Is your father finally impressed?

(Laughs) My father is always worried like, ‘Now that you’re here, you have got to stay here.’ In my family, no one is ever happy. He says I have to save money because my tongue could fall out. No, but seriously, they’re proud and behind me. With my movie coming out next year, my mother asked me, ‘Am I going to the Golden Globes?’  I said, ‘I don’t even think I’m going!’

Sebastian ManiscalcoPhoto Credit: EB Media

What do you think it is about your comedy that people relate to?

In this day and age, people are looking for an escape from their own life and what they hear on the news. My comedy is deep rooted in family. I don’t get into politics. I think there is a majority of the country that has been underserved by comedians and by that, I mean people want stuff they can relate to. I just talk about what people can sink their teeth into.

How did you land a role in Martin Scorsese’s new movie “The Irishman” coming out next year?
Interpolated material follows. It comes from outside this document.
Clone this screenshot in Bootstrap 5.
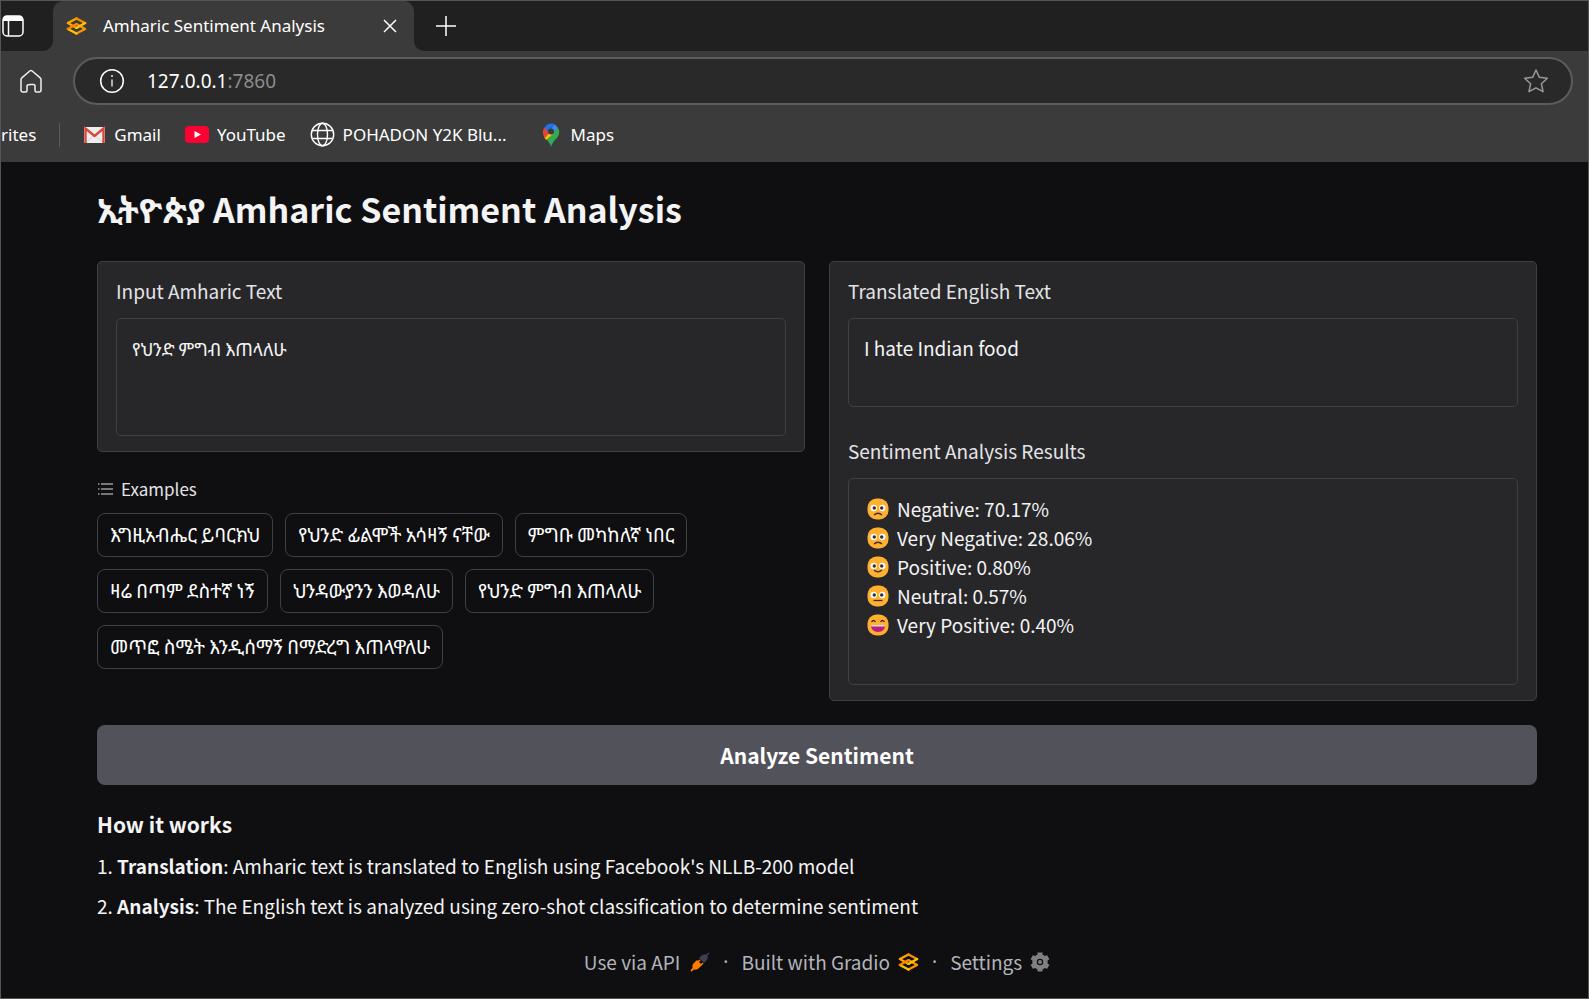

I had this film on my radar for some time. If there was any chance, I told my agent, please keep your eyes and ears open. They started casting for it and I had done an independent film. The casting directors want to see you in the act and I had this little scene. It was sent to Scorsese and they gravitated toward it. When it came to audition for the role, I was in the room with this casting director for about 30 minutes. I left swearing at myself and talked to my agent saying ‘you’re going to be getting a call, but it’s not going to be good.’ The casting director said I wasn’t consistent, but gave me another chance to make another tape. That tape was eventually sent to Scorsese, who said I wasn’t right for that role, but he had another role for me. The lesson is that when you might think you’re out, sometimes you get a second chance.

We hear your first scene is with Robert De Niro. What was it like working with him?

I went on the set (keep in mind acting is something I don’t do on a regular basis) and was nervous and sweating. These people are not only actors, but I was acting with the top actors (Robert De Niro, Joe Pesci, Al Pacino and Harvey Keitel) in Hollywood. I just didn’t want to get fired and sent home. When Scorsese said cut, I wasn’t going to go up to De Niro and say hi. It was more like speak when spoken to. They were all gracious and very professional. After a scene, Pesci, Scorsese and De Niro would get into a huddle, but I wouldn’t go over to them. I was like a sponge on set as to how this works and that works. After the first day though, I felt really comfortable that I could hold my own and like I belonged there.

Comedian and native Bostonian Bill Burr was one of the first people you met in LA. Who were some of your favorite comedians growing up?

Bill Burr definitely was and still is my favorite comedian. He’s unfiltered and says things people might be thinking with no fear. Growing up it was the Seinfelds, Eddie Murphy, Don Rickles and Michael Jackson (although he’s not a comedian, I loved his stage shows). I like people who think in a different mindset. Brian Regan does a great job keeping it clean. He can have an 80-year-old grandmother in the room with her eight-year-old granddaughter. When you can make comedy digestible for all ages, you really hit a broad group.